The regression fits, along with associated train/test error, I get for various degrees of bias introduced by the sampling scheme and the degree of the polynomial (model complexity) is shown below:

The interesting inference from this experiment is that the mean square error of regression fit to the data depends on both training bias and model complexity. So, if you wished to compare between hypotheses for comparative overfitting, you'll have to consider both these factors jointly to derive a meaningful conclusion.

The next figure shows the mean-square-error between the learnt model/hypothesis and the data.
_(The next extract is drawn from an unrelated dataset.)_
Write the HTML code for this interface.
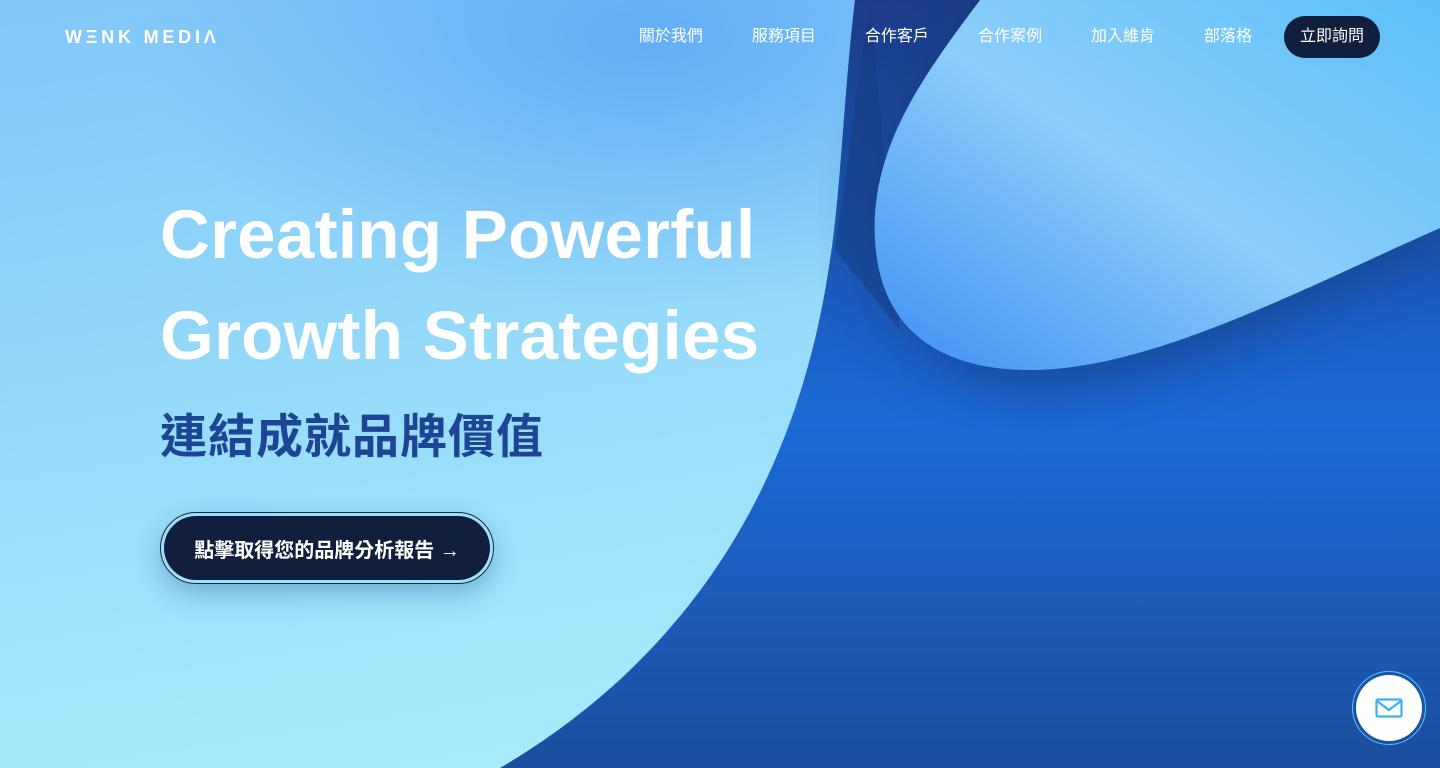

For the training data error analysis. We get a result that corroborates intuition. When the training data is the entire available data (low bias) and the model complexity is low (polynomial of order 1 or straight line) the training error is high. This is natural when fitting a straight line to a quadratic or cubic function with Gaussian noise. As we increase the bias, i.e. only consider a small section of the data, the training error goes down. We'd expect this since a higher-order polynomial can be better approximated by a lower-order polynomial for a small continuous part of x-axis (recall Calculus). Again, when the model complexity goes up, i.e. degree of the hypothesis approaches the degree of the polynomial used to generate the data, the error diminishes.

The important point to note here in the graph is that as the degree of the hypothesis polynomial goes beyond that of the actual data, the training error continues to diminish. This is classical visualization of overfitting!

Now, if you look at the mean square error for test set, we get a different picture. Note that I've shown log of the error since high-order polynomials trained on highly biased training data diverge from the rest of the data dramatically.

In the test data case, the error follows a different profile. I hope you can notice it, but there is a 'sweet spot' when the mean square error is minimum for an optimal value of degree of polynomial of hypothesis and the degree of bias in the data.

If there is no bias in our sampled data (which never happens for real world data), then higher complexity model tend to fit the testing data better. However, when there is even a slight bias in the data, simply increasing model complexity is evidently counter-productive. It's better to have complexity somewhere in the 'middle', i.e. prefer quadratic to both linear and cubic.

I realize this is not the definition of overfitting, nevertheless, I hope the answer helps towards a better intuition of overfitting and the part that both the nature of the data and the hypothesis play.